No one could tell us how to steer out boat through the gale. No boat quite like her had been afloat for the past thousand years or so. Her most extraordinary feature was only apparent if one examined her closely: the boat was made of leather. It was this thin skin, flexing and shifting as the boat moved that now stood between us and the fury of the Atlantic.
Why on earth, then, were my crew and I sailing such an improbable vessel in the face of a rising gale? The answer lay in the name of our strange craft: she was called 'Brendan' in honour of the great Irish missionary, Saint Brendan, who had lived in the 6th century. Tradition said that Saint Brendan had made a voyage to America... the sceptics declared that to suggest that anyone could have crossed the Atlantic in a boat made of animal skin was unthinkable, impossible, a mere fantasy, and the idea of a leather boat proved it. The obvious way of checking the truth of this remarkable story was to build a boat in similar fashion and then see if it would sail the Atlantic.

How ironic, I thought to myself, that our greatest danger should be from Man, not from Nature, a risk that Saint Brendan never had to face. I doubted that anyone aboard the trawler had even seen us. If they had, what would the lookout say to the trawler's skipper? That he had seen a boat from another century running wildly before the gale with a square sail bearing the Celtic cross in crimson and steered by five desperate-looking men in sodden clothing? Any watch-keeper who reported that sight to his captain on a night in the Atlantic was liable to be dismissed for drunkenness or sent to a psychiatrist.

"There's nothing impossible either about a leather boat or the voyage you want to make. I can do a design study and drawings for a boatyard to work from. But what neither I nor anyone else can give you is the knowledge of how to handle this boat at sea. That knowledge has been long lost. It is up to you to rediscover it. Always remember that you are trying to follow men who went to sea with generations of experience behind them. That may turn out to be the unknown factor in your venture."
        - Colin Mudie, of the "Royal Institute of Naval Architects"

It was an unforgettable day, with brilliant sunshine alternating with stinging showers so typical of west Irish weather.

Through my interpreter, I bombarded the crew of the curragh with questions... "Can you carry heavy loads alright?" I asked. "Why yes, in spring we take cattle out in the canoes to leave them to graze on the islands," came one answer, and someone else added a comment which made the others laugh.
"What did he say?" I asked my schoolteacher-interpreter. "He said the cows are less trouble. They don't ask so many questions."

There was no doubt now that a leather boat, becalmed on these northern waters, held some sort of attraction for whales. It was not an exaggeration to say that it drew them from the depths. If this was still happening in the 20th century when the whale population is so sadly depleted, what must it have been like in the 6th or 7th century AD? The leather boats of the Irish would have been the very first vessels that these whales would ever have seen in these waters.

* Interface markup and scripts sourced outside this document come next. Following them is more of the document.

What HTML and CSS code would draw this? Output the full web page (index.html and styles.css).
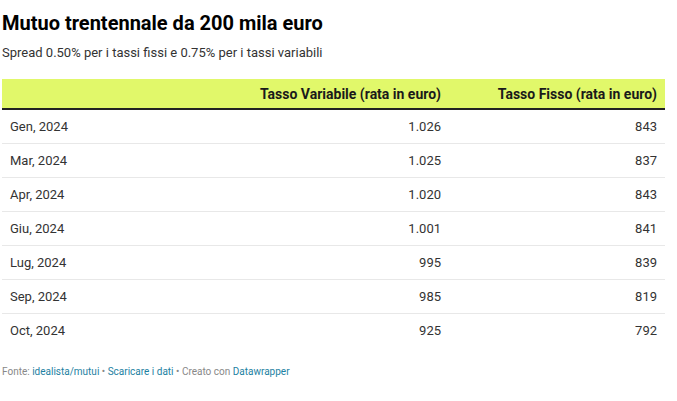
FILE: index.html
```html
<!DOCTYPE html>
<html lang="it">
<head>
<meta charset="utf-8">
<title>Mutuo trentennale da 200 mila euro</title>
<link rel="stylesheet" href="styles.css">
</head>
<body>
<div class="chart">
  <h1 class="title">Mutuo trentennale da 200 mila euro</h1>
  <p class="desc">Spread 0.50% per i tassi fissi e 0.75% per i tassi variabili</p>
  <table class="tbl">
    <thead>
      <tr><th class="c1"></th><th class="c2">Tasso Variabile (rata in euro)</th><th class="c3">Tasso Fisso (rata in euro)</th></tr>
    </thead>
    <tbody>
      <tr><td class="c1">Gen, 2024</td><td class="c2">1.026</td><td class="c3">843</td></tr>
      <tr><td class="c1">Mar, 2024</td><td class="c2">1.025</td><td class="c3">837</td></tr>
      <tr><td class="c1">Apr, 2024</td><td class="c2">1.020</td><td class="c3">843</td></tr>
      <tr><td class="c1">Giu, 2024</td><td class="c2">1.001</td><td class="c3">841</td></tr>
      <tr><td class="c1">Lug, 2024</td><td class="c2">995</td><td class="c3">839</td></tr>
      <tr><td class="c1">Sep, 2024</td><td class="c2">985</td><td class="c3">819</td></tr>
      <tr><td class="c1">Oct, 2024</td><td class="c2">925</td><td class="c3">792</td></tr>
    </tbody>
  </table>
  <p class="foot">Fonte: <a href="#">idealista/mutui</a> • <a href="#">Scaricare i dati</a> • Creato con <a href="#">Datawrapper</a></p>
</div>
</body>
</html>
```
FILE: styles.css
```css
html, body {
  margin: 0;
  padding: 0;
  background: #fff;
}
body {
  font-family: Roboto, "Liberation Sans", sans-serif;
  color: #181818;
}
.chart {
  width: 663px;
  padding: 10px 0 0 2px;
}
.title {
  margin: 0;
  font-size: 20px;
  line-height: 26px;
  font-weight: 700;
  color: #000;
}
.desc {
  margin: 8px 0 0;
  font-size: 13px;
  line-height: 18px;
  color: #333;
}
.tbl {
  margin-top: 17px;
  width: 663px;
  border-collapse: collapse;
  font-size: 13px;
}
.tbl th {
  background: #e1f86a;
  height: 29px;
  padding: 0 8px;
  font-size: 14px;
  font-weight: 700;
  color: #1a1a1a;
  text-align: right;
  border-bottom: 2px solid #222;
  vertical-align: middle;
}
.tbl td {
  height: 33px;
  padding: 0 8px;
  color: #333;
  border-bottom: 1px solid #e8e8e8;
  vertical-align: middle;
}
.tbl tbody tr:last-child td {
  border-bottom: none;
}
.c1 { width: 215px; text-align: left; }
.c2 { width: 200px; text-align: right; }
.c3 { width: 200px; text-align: right; }
.foot {
  margin: 19px 0 0;
  font-size: 10px;
  color: #888;
}
.foot a {
  color: #1d81a2;
  text-decoration: none;
}
```
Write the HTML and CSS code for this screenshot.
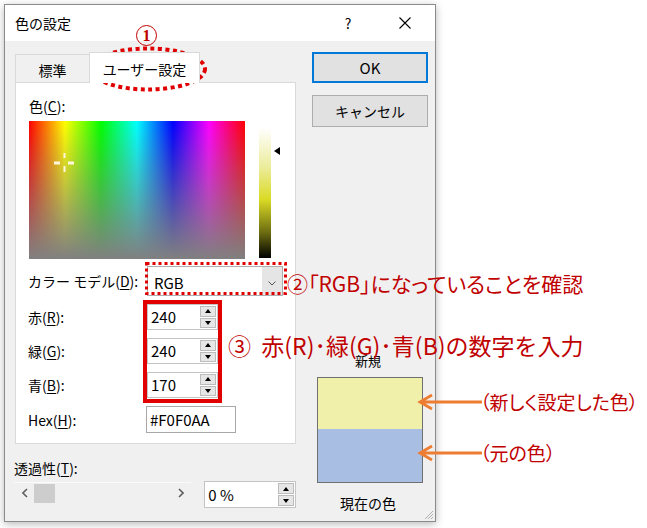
FILE: index.html
```html
<!DOCTYPE html>
<html lang="ja">
<head>
<meta charset="utf-8">
<title>色の設定</title>
<link rel="stylesheet" href="styles.css">
</head>
<body>
<div class="stage">
  <div class="dialog">
    <div class="titlebar">
      <span class="title">色の設定</span>
      <span class="help">?</span>
      <svg class="close" width="12" height="12" viewBox="0 0 12 12"><path d="M0.5 0.5 L11.5 11.5 M11.5 0.5 L0.5 11.5" stroke="#000" stroke-width="1.1" fill="none"/></svg>
    </div>
    <div class="content">
      <div class="left">
        <div class="tabs">
          <div class="tab">標準</div>
          <div class="tab active">ユーザー設定</div>
        </div>
        <div class="panel">
          <div class="color-label">色(<u>C</u>):</div>
          <div class="picker">
            <div class="spectrum">
              <svg class="cross" width="21" height="21" viewBox="0 0 21 21">
                <rect x="9.5" y="0" width="2" height="5" fill="#fff6dc"/>
                <rect x="9.5" y="13" width="2" height="6" fill="#fff6dc"/>
                <rect x="0" y="8.5" width="6" height="3" fill="#fff6dc"/>
                <rect x="14" y="8.5" width="6" height="3" fill="#fff6dc"/>
              </svg>
            </div>
            <div class="lumbar"></div>
            <div class="lumarrow"></div>
          </div>
          <div class="fields">
            <div class="field model">
              <span class="flabel">カラー モデル(<u>D</u>):</span>
              <div class="select"><span class="select-text">RGB</span><span class="select-btn"><svg width="8" height="5" viewBox="0 0 8 5"><path d="M0.5 0.5 L4 4 L7.5 0.5" stroke="#555" stroke-width="1" fill="none"/></svg></span></div>
            </div>
            <div class="field">
              <span class="flabel">赤(<u>R</u>):</span>
              <div class="spin"><span class="spin-val">240</span><span class="spin-btns"><span class="sb up"></span><span class="sb down"></span></span></div>
            </div>
            <div class="field">
              <span class="flabel">緑(<u>G</u>):</span>
              <div class="spin"><span class="spin-val">240</span><span class="spin-btns"><span class="sb up"></span><span class="sb down"></span></span></div>
            </div>
            <div class="field">
              <span class="flabel">青(<u>B</u>):</span>
              <div class="spin"><span class="spin-val">170</span><span class="spin-btns"><span class="sb up"></span><span class="sb down"></span></span></div>
            </div>
            <div class="field hexrow">
              <span class="flabel">Hex(<u>H</u>):</span>
              <div class="hex">#F0F0AA</div>
            </div>
          </div>
        </div>
        <div class="transp">
          <div class="transp-label">透過性(<u>T</u>):</div>
          <div class="transp-row">
            <div class="scrollbar">
              <svg class="sarrow" width="6" height="10" viewBox="0 0 6 10"><path d="M5 1 L1 5 L5 9" stroke="#606060" stroke-width="1.6" fill="none"/></svg>
              <span class="thumb"></span>
              <span class="strack"></span>
              <svg class="sarrow" width="6" height="10" viewBox="0 0 6 10"><path d="M1 1 L5 5 L1 9" stroke="#606060" stroke-width="1.6" fill="none"/></svg>
            </div>
            <div class="spin pct"><span class="spin-val">0 %</span><span class="spin-btns"><span class="sb up"></span><span class="sb down"></span></span></div>
          </div>
        </div>
      </div>
      <div class="right">
        <div class="btn ok">OK</div>
        <div class="btn cancel">キャンセル</div>
        <div class="preview">
          <div class="pv-label">新規</div>
          <div class="swatch"><div class="sw-new"></div><div class="sw-cur"></div></div>
          <div class="pv-label cur">現在の色</div>
        </div>
      </div>
    </div>
    <svg class="grip" width="10" height="10" viewBox="0 0 10 10"><path d="M9 1 L1 9 M9 4 L4 9 M9 7 L7 9" stroke="#b0b0b0" stroke-width="1" fill="none"/></svg>
  </div>

  <div class="note-num1"><span>1</span></div>
  <svg class="note-ellipse" width="124" height="50" viewBox="0 0 124 50"><ellipse cx="62" cy="25" rx="57" ry="20.5" fill="none" stroke="#e00000" stroke-width="4" stroke-dasharray="4 3.5"/></svg>
  <svg class="note-dotrect" width="142" height="33" viewBox="0 0 142 33"><rect x="1.5" y="1.5" width="139" height="30" fill="none" stroke="#e00000" stroke-width="3" stroke-dasharray="3 3"/></svg>
  <div class="note-box"></div>
  <div class="note note2">②「RGB」になっていることを確認</div>
  <div class="note note3">③&nbsp; 赤(R)･緑(G)･青(B)の数字を入力</div>
  <svg class="note-arrows" width="70" height="70" viewBox="0 0 70 70">
    <path d="M4 10 L66 10 M16 3 L4 10 L16 17" stroke="#ed7d31" stroke-width="2.8" fill="none"/>
    <path d="M4 61 L66 61 M16 54 L4 61 L16 68" stroke="#ed7d31" stroke-width="2.8" fill="none"/>
  </svg>
  <div class="note note4">（新しく設定した色）</div>
  <div class="note note5">（元の色）</div>
</div>
</body>
</html>
```

FILE: styles.css
```css
* { box-sizing: border-box; }
html, body { margin: 0; padding: 0; background: #fff; }
body {
  font-family: "Noto Sans CJK JP", "Noto Sans", sans-serif;
  font-size: 14px;
  color: #000;
}
u { text-decoration: underline; text-underline-offset: 2px; }

.stage {
  position: relative;
  width: 647px;
  height: 528px;
  overflow: hidden;
  padding: 4px 0 0 4px;
}

.dialog {
  position: relative;
  width: 432px;
  height: 518px;
  border: 1px solid #8a8a8a;
  background: #f0f0f0;
  box-shadow: 0 2px 8px rgba(0,0,0,0.28);
  display: flex;
  flex-direction: column;
}

.titlebar {
  height: 36px;
  flex: none;
  background: #fff;
  display: flex;
  align-items: center;
  padding-left: 10px;
}
.title { flex: 1; font-size: 14px; line-height: 18px; }
.help { width: 20px; text-align: center; margin-right: 41px; font-size: 14px; line-height: 18px; }
.close { margin-right: 24px; display: block; }

.content {
  display: flex;
  gap: 16px;
  padding: 11px 0 0 10px;
}
.left { width: 281px; display: flex; flex-direction: column; }
.right { width: 116px; display: flex; flex-direction: column; }

.tabs {
  display: flex;
  align-items: flex-end;
  height: 30px;
  position: relative;
  z-index: 1;
}
.tab {
  height: 28px;
  width: 75px;
  border: 1px solid #d9d9d9;
  border-bottom: none;
  display: flex;
  align-items: center;
  justify-content: center;
  padding-top: 3px;
  font-size: 14px;
}
.tab.active {
  width: 111px;
  height: 31px;
  margin-left: -1px;
  margin-bottom: -1px;
  background: #fff;
  padding-top: 2px;
}

.panel {
  height: 362px;
  border: 1px solid #d9d9d9;
  background: #fff;
  padding: 14px 0 0 12px;
}
.color-label { line-height: 18px; padding-left: 1px; }
.picker { display: flex; align-items: flex-start; margin-top: 6px; padding-left: 1px; }
.spectrum {
  position: relative;
  width: 216px;
  height: 138px;
  background:
    linear-gradient(to bottom, rgba(128,128,128,0) 0%, rgba(128,128,128,1) 100%),
    linear-gradient(to right, #ff0000 0%, #ffff00 16.67%, #00ff00 33.33%, #00ffff 50%, #0000ff 66.67%, #ff00ff 83.33%, #ff0000 100%);
}
.cross { position: absolute; left: 25px; top: 32px; }
.lumbar {
  width: 12px;
  height: 130px;
  margin: 7px 0 0 14px;
  background: linear-gradient(to bottom, #ffffff 0%, #ecec9c 30%, #dada25 55%, #6e6e12 80%, #000000 100%);
}
.lumarrow {
  width: 0; height: 0;
  margin: 26px 0 0 3px;
  border-top: 4px solid transparent;
  border-bottom: 4px solid transparent;
  border-right: 6px solid #000;
}

.fields { display: flex; flex-direction: column; gap: 8px; margin-top: 7px; }
.field { display: flex; align-items: center; height: 26px; }
.field.model { height: 30px; }
.field.hexrow { height: 27px; }
.flabel { width: 119px; flex: none; line-height: 18px; }

.select {
  width: 136px;
  height: 30px;
  border: 1px solid #adadad;
  background: #fff;
  display: flex;
  align-items: center;
}
.select-text { flex: 1; padding-left: 6px; font-size: 15px; padding-top: 3px; }
.select-btn {
  width: 20px;
  height: 100%;
  background: #e5e5e5;
  display: flex;
  align-items: center;
  justify-content: center;
  padding-top: 4px;
}
.select-btn svg { display: block; }

.spin {
  width: 71px;
  height: 26px;
  border: 1px solid #c4c4c4;
  background: #fff;
  display: flex;
  align-items: center;
}
.spin-val { flex: 1; padding-left: 3px; font-size: 15px; line-height: 18px; }
.spin-btns {
  width: 17px;
  height: 100%;
  display: flex;
  flex-direction: column;
  gap: 1px;
  padding: 1px 1px 1px 0;
}
.sb {
  flex: 1;
  background: #e6e6e6;
  border: 1px solid #bcbcbc;
  position: relative;
}
.sb::after {
  content: "";
  position: absolute;
  left: 50%;
  top: 50%;
  margin-left: -3px;
  width: 0; height: 0;
  border-left: 3px solid transparent;
  border-right: 3px solid transparent;
}
.sb.up::after { border-bottom: 4px solid #000; margin-top: -2px; }
.sb.down::after { border-top: 4px solid #000; margin-top: -2px; }

.hex {
  width: 90px;
  height: 27px;
  margin-left: -1px;
  border: 1px solid #a8a8a8;
  background: #fff;
  padding-left: 3px;
  font-size: 15px;
  line-height: 25px;
}

.transp { margin: 15px 0 0 -1px; }
.transp-label { line-height: 18px; }
.transp-row { display: flex; align-items: flex-start; margin-top: 4px; }
.scrollbar {
  width: 178px;
  height: 21px;
  margin-top: 1px;
  border-top: 1px solid #fafafa;
  display: flex;
  align-items: center;
  padding: 0 7px 0 8px;
}
.sarrow { display: block; flex: none; }
.thumb { width: 21px; height: 19px; background: #cdcdcd; margin-left: 6px; align-self: flex-end; }
.strack { flex: 1; }
.spin.pct { width: 92px; height: 27px; margin-left: 13px; }

.btn {
  height: 31px;
  background: #e1e1e1;
  border: 1px solid #adadad;
  display: flex;
  align-items: center;
  justify-content: center;
  font-size: 14px;
}
.btn.ok { border: 2px solid #0078d7; font-size: 15px; }
.btn.cancel { margin-top: 12px; height: 32px; }

.preview { margin-top: 225px; width: 112px; display: flex; flex-direction: column; align-items: center; }
.pv-label { font-size: 13px; line-height: 18px; }
.pv-label.cur { margin-top: 11px; font-size: 14px; }
.swatch {
  width: 106px;
  height: 106px;
  margin-top: 7px;
  margin-left: 3px;
  border: 1px solid #707070;
  display: flex;
  flex-direction: column;
}
.sw-new { height: 51px; background: #f0f0aa; }
.sw-cur { flex: 1; background: #a8bee3; }

.grip { position: absolute; right: 1px; bottom: 1px; }

/* annotations */
.note-num1 {
  position: absolute;
  left: 136px;
  top: 25px;
  width: 21px;
  height: 21px;
  border: 1.5px solid #c00000;
  border-radius: 50%;
  display: flex;
  align-items: center;
  justify-content: center;
  font-family: "Liberation Serif", serif;
  font-weight: bold;
  font-size: 16px;
  color: #c00000;
  line-height: 1;
}
.note-ellipse { position: absolute; left: 86px; top: 44px; }
.note-dotrect { position: absolute; left: 145px; top: 262px; }
.note-box {
  position: absolute;
  left: 143px;
  top: 300px;
  width: 79px;
  height: 103px;
  border: 4px solid #e00000;
}
.note {
  position: absolute;
  color: #c00000;
  font-family: "Noto Sans CJK JP", sans-serif;
  white-space: nowrap;
}
.note2 { left: 287px; top: 270px; font-size: 21px; line-height: 26px; font-feature-settings: "palt"; }
.note3 { left: 228px; top: 330px; font-size: 23px; line-height: 30px; }
.note4 { left: 480px; top: 389px; font-size: 19px; line-height: 26px; font-feature-settings: "palt"; }
.note5 { left: 480px; top: 440px; font-size: 19px; line-height: 26px; font-feature-settings: "palt"; }
.note-arrows { position: absolute; left: 416px; top: 392px; }
```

It was scarcely surprising that the Irish priests came back amazed by the whale life, bearing stories of monsters, of huge sea creatures, of their boat touching the animals.

As for our own feelings about killing the wildlife, no one appeared to have any regrets. I regarded it as an exercise in the hunter's skill. We were catching our prey with the most primitive of instruments, and there was no risk that we would deplete the rapidly increasing population of fulmars in those waters. In fact, of all the seabirds, the fulnars attracted the least sympathy. In the Hebrides and Faroes the fulmar population had been expanding rapidly at the expense of the other seabirds. The fulmars were ousting the smaller birds from their nesting ledges. Their unpleasant habit was to spit a green lime at the resident guillemot or puffin, a slime which ruined the waterproofing of the other bird's feathers so that it drowned the next time it settled on the water.

Seven miles above our heads we could sometimes see the silver dots of airliners flying between Europe and America, drawing their vapour trails across the sky. In just 6 or 7 hours these aircraft were making a journey that it would take 'Brendan' many weeks to complete, if we succeeded in our passage at all. How, I wondered, would those airline passeners comfortably seated in their chairs, with their film headsets and plastic metal trays, react if they knew that far below them four men in a leather boat were crawling at less than 2 miles an hour across that innocent-looking of ocean, dependent largely for their survival upon skills and materials that had not changed in a thousand years.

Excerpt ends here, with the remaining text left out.